— START Data excerpt —

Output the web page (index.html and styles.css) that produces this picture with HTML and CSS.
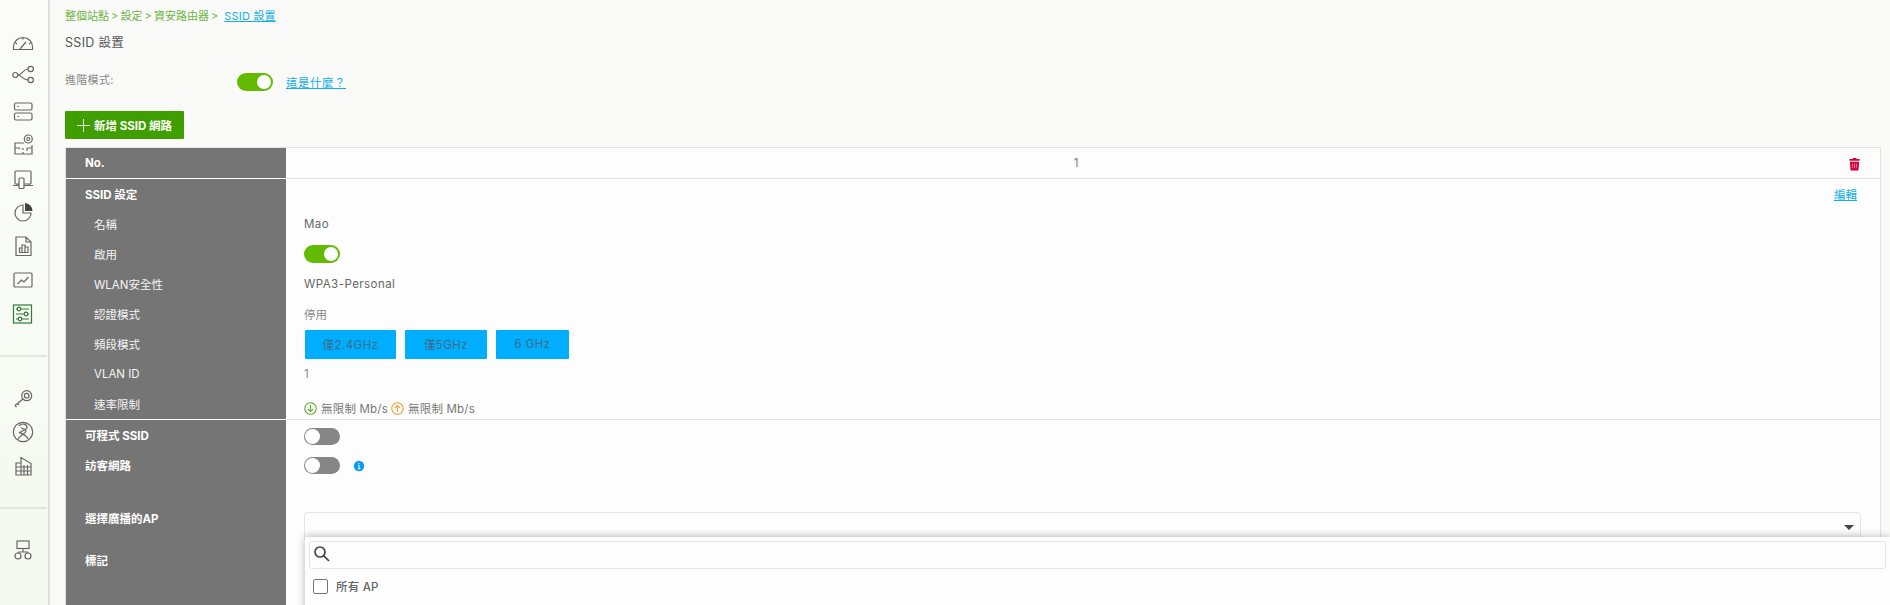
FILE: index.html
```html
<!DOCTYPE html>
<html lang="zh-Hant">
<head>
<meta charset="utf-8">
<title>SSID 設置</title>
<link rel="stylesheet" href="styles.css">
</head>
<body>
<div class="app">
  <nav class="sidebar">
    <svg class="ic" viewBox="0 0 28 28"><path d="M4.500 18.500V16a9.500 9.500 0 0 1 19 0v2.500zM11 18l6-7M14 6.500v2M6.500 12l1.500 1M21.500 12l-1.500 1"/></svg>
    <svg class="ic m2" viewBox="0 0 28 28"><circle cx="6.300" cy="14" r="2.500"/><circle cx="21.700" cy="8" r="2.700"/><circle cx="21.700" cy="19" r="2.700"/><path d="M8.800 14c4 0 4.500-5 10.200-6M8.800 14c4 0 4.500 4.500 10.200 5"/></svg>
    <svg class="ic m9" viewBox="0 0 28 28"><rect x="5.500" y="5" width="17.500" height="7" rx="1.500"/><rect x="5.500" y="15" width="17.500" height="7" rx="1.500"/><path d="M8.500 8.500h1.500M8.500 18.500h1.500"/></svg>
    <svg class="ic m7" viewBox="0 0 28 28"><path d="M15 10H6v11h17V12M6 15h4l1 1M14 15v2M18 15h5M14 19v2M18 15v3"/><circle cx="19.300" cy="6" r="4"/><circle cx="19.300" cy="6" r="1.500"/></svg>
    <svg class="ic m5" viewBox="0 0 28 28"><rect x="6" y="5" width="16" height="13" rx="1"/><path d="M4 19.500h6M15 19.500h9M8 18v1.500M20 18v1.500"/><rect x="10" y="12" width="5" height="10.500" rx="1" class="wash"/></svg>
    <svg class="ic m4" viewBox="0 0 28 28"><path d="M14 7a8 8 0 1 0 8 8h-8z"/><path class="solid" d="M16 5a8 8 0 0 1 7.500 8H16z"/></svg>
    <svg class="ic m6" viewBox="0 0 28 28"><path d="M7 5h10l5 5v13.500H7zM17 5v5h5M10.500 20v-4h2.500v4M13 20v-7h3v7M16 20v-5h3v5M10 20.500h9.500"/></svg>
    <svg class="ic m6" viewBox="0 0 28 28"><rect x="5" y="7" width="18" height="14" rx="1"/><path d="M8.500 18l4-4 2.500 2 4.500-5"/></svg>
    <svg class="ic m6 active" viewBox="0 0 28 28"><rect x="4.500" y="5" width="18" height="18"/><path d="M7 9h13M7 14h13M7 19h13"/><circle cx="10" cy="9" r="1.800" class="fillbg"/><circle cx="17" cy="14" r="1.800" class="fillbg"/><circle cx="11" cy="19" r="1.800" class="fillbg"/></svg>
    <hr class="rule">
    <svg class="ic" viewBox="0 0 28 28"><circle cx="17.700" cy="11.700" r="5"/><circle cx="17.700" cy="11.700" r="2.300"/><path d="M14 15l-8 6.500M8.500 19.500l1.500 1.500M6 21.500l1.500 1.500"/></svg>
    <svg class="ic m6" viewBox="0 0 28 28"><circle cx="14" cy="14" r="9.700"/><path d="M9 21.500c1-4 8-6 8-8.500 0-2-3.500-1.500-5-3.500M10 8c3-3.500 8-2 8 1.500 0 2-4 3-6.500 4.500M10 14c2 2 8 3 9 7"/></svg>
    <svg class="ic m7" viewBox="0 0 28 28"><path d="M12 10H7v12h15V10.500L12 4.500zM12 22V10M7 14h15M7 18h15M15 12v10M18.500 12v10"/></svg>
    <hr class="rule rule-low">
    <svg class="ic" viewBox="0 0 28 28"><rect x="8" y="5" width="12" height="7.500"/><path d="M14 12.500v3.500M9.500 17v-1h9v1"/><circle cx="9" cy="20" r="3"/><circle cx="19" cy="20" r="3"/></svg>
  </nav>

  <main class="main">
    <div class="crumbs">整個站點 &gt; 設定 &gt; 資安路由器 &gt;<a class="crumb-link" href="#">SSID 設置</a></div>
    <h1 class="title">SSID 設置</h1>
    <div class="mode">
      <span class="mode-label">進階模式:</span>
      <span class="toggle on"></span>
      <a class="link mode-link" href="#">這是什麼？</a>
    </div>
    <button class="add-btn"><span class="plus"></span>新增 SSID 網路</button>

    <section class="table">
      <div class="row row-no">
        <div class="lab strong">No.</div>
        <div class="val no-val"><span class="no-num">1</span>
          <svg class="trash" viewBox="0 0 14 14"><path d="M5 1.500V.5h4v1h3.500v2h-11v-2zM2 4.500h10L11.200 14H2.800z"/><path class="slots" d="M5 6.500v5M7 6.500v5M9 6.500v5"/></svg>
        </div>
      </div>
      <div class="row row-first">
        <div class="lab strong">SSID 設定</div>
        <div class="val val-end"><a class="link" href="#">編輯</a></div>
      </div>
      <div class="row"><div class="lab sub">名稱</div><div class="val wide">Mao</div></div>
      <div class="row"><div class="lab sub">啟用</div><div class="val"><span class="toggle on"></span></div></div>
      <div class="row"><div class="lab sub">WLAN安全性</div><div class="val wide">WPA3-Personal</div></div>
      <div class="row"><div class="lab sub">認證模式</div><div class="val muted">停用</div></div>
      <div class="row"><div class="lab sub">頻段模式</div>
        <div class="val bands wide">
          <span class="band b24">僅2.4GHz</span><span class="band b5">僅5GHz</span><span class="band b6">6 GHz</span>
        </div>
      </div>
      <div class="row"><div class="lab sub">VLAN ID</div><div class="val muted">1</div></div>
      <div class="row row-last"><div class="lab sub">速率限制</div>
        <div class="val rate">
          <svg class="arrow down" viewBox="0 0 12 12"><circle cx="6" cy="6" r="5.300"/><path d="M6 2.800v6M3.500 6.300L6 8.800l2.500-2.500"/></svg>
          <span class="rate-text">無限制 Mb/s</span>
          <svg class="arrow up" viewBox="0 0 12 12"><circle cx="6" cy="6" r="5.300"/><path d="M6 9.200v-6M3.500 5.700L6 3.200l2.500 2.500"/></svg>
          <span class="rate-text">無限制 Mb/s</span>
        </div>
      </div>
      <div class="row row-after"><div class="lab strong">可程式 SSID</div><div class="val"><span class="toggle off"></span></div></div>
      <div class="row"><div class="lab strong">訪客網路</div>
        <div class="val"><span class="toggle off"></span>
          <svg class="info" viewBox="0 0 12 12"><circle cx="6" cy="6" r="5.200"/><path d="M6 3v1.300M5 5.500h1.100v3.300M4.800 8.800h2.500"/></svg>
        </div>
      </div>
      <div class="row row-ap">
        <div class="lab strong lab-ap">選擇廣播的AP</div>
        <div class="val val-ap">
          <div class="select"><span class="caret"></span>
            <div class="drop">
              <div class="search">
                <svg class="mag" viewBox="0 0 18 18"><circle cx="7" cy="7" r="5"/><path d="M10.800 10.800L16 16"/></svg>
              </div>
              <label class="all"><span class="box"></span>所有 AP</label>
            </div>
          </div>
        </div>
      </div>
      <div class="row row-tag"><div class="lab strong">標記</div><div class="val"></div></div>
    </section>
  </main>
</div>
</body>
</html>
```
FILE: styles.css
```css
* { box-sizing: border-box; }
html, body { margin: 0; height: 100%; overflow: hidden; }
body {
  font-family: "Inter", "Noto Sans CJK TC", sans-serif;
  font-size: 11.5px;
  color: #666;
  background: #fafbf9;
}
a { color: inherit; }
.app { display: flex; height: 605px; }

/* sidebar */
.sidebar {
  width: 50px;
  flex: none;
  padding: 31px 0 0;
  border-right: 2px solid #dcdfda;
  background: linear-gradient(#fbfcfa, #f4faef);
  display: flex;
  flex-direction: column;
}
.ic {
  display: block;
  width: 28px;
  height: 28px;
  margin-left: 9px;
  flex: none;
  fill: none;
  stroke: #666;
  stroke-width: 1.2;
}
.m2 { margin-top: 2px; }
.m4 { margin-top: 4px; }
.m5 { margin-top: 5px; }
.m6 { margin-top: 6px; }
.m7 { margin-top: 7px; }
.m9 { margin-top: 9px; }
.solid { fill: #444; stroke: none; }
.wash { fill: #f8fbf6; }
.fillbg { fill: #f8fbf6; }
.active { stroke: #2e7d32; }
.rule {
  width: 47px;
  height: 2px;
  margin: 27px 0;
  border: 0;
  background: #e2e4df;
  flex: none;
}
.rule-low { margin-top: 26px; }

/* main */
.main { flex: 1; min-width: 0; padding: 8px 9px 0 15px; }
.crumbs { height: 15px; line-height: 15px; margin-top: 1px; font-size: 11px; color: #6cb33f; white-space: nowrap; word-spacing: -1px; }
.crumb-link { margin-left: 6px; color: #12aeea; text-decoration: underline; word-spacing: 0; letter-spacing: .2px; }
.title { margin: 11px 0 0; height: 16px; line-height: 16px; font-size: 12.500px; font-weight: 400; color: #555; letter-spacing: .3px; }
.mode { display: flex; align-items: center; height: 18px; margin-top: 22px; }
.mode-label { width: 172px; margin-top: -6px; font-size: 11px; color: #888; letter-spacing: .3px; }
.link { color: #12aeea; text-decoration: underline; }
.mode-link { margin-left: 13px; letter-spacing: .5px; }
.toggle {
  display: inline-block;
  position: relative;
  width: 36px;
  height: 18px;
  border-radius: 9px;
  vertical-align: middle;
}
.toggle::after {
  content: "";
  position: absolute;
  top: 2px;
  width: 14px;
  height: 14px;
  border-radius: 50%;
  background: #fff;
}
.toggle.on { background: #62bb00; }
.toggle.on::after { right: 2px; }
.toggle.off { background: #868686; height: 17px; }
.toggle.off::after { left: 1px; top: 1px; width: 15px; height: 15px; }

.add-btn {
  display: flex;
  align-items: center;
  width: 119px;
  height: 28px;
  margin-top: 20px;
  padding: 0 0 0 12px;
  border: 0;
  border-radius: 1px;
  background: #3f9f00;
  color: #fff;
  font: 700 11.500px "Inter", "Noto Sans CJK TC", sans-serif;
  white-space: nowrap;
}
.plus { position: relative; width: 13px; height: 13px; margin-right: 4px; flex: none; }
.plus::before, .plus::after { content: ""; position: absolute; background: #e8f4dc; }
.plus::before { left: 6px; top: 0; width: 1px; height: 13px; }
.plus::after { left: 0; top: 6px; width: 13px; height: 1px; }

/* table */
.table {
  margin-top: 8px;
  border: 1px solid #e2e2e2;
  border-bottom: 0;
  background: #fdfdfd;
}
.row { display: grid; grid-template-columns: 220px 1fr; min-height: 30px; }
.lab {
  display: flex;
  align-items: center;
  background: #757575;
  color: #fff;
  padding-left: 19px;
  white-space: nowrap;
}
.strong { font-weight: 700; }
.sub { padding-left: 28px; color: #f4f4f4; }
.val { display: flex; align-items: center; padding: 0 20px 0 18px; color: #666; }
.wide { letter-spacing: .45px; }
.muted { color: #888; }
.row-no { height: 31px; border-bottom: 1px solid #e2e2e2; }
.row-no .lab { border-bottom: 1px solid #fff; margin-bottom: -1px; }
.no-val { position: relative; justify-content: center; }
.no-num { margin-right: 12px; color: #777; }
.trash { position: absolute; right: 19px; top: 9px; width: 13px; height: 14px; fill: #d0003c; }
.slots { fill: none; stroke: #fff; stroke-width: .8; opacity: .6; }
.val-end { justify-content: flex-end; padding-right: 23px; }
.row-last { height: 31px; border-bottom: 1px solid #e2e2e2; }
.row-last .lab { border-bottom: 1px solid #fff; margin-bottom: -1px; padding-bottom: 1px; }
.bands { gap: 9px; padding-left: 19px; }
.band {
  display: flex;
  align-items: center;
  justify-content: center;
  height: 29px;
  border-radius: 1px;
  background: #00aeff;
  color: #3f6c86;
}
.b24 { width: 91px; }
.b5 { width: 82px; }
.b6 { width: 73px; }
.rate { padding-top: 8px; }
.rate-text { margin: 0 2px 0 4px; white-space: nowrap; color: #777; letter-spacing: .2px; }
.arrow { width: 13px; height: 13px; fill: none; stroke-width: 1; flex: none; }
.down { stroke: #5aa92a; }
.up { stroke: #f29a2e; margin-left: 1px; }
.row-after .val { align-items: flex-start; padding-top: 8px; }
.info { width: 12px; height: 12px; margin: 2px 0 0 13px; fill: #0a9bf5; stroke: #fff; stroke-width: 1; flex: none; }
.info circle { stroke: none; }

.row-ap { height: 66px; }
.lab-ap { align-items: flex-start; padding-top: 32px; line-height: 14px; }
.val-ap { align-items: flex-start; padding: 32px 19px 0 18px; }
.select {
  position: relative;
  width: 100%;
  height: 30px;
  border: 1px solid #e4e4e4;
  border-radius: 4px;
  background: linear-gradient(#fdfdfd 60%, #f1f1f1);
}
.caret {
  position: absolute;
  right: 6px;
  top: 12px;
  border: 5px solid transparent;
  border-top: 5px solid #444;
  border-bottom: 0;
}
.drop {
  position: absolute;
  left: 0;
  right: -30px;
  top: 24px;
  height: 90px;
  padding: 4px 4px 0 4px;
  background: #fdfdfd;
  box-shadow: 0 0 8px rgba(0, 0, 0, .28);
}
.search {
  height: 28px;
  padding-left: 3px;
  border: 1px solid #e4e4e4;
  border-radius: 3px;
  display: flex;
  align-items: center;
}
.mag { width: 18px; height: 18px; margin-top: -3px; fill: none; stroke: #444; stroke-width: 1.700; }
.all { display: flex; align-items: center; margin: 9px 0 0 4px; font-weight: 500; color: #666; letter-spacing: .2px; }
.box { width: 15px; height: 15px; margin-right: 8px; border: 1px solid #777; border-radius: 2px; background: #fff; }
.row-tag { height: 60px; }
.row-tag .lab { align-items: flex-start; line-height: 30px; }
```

— END Data excerpt —

Exercise objective:
Report how many lines above hold the string "styles", giving nothing but the number.

Correct answer:
3